Meskipun tidak secara frontal, fatwa MUI dalam kapasitas perkembangan pemikiran keagamaan cukup lentur. Covid 19 yang dalam hal ini sebagai sains bisa menyebabkan fatwa agama bergeser. Contoh yang riil, terkait dengan prokes shalat berjamaah dengan himbauan agar menjaga jarak. Secara tidak langsung, fatwa tersebut sudah kebalikan dengan ajakan untuk merapatkan barisan.
Kasus lain, seperti bersalaman atau musafahah yang selama ini dianjurkan sebagai tradisi persaudaraan dan mengikuti sunnah. Saat ini, sudah tidak bisa lagi dengan dalih menjaga protokol kesehatan. Atau dianjurkannya untuk tidak mengadakan kegiatan majelis taklim yang berpotensi mengundang kerumunan.
Jika masih dipertentangkan dengan ideologi pra-Covid, maka yang muncul adalah anggapan bahwa anjuran tersebut tidak sesuai dengan syariat Islam.

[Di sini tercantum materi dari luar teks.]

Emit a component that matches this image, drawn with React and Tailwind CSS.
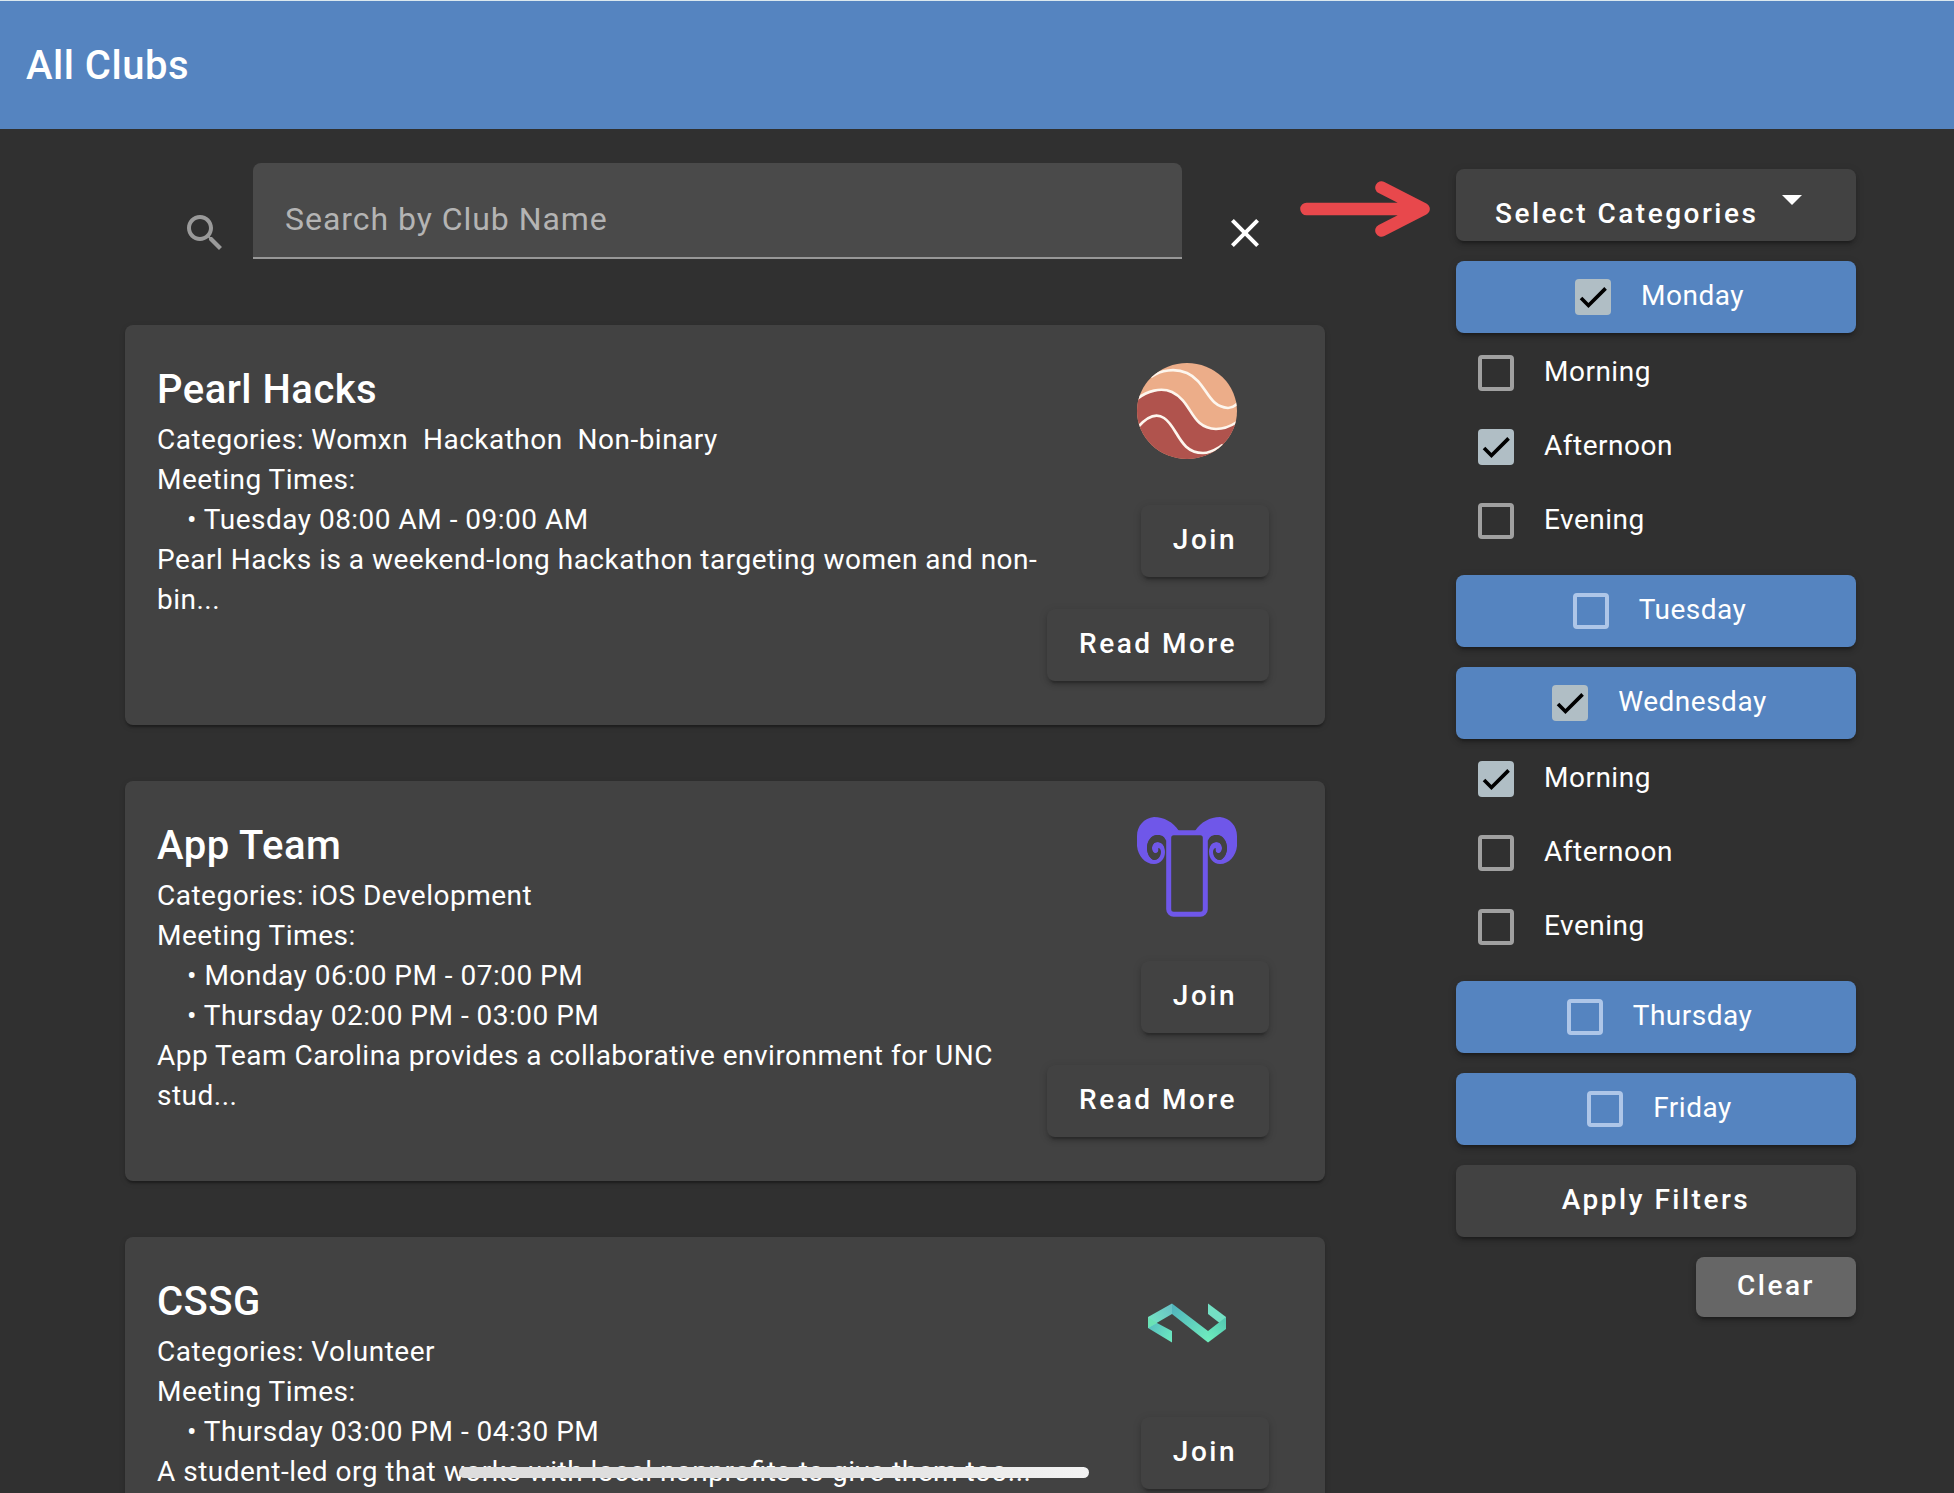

Namun jika disadari dengan adanya penyebab yang bisa mengakibatkan terjangkitnya penyakit, maka perlu keterbukaan untuk menerima fakta tersebut.
Seperti itulah yang dikatakan oleh Amin Abdullah (2020) bahwa di tengah Pandemi seperti saat ini, pandangan keagamaan harus berubah dari sebelum pandemi. Abdullah mendorong agar semua sarjana muslim bisa menyadari adanya faktor penting tersebut untuk bisa lebih responsive dan melakukan terobosan-terobosan yang relevan.
Sebenarnya, Fatwa MUI di tengah Pandemi juga mengundang kreatifitas sejumlah muslim melakukan terobosan dalam rangka menjaga kesehatan di tengah wabah seperti sekarang ini. Bahkan ada sebagian muslim yang berpendapat pentingnya melakukan ibadah shalat jum’at secara daring (Roland Gunawan 2021). Menariknya kreatifitas mereka juga tidak luput dari landasan argumen yang dianggap otoritatif.
Pada akhirnya, kreatifitas fatwa keagamaan di tengah pandemic inilah yang dibutuhkan masyarakat. Begitu juga apa yang dilakukan MUI merupakan upaya-upaya yang relevan. Seandainya fatwa tentang pengurusan jenazah tidak diberikan, maka akan timbul sejumlah kebingungan yang dialami masyarakat. Pertama adalah mereka yang menangani kesehatan, yang secara basic keagamaan barangkali masih minim. Artinya kreatifitas sebagian muslim jika tidak kunjung muncul menjawab fenomena kemasyarakatan yang sangat cepat berkembang ini, maka bukan tidak mungkin jika masyarakat awam berada pada ketakutan dalam beribadah. Untuk itu yang dibutuhkan adalah terobosan-terobosan baru baik untuk isu agama, sosial, ekonomi dan politik.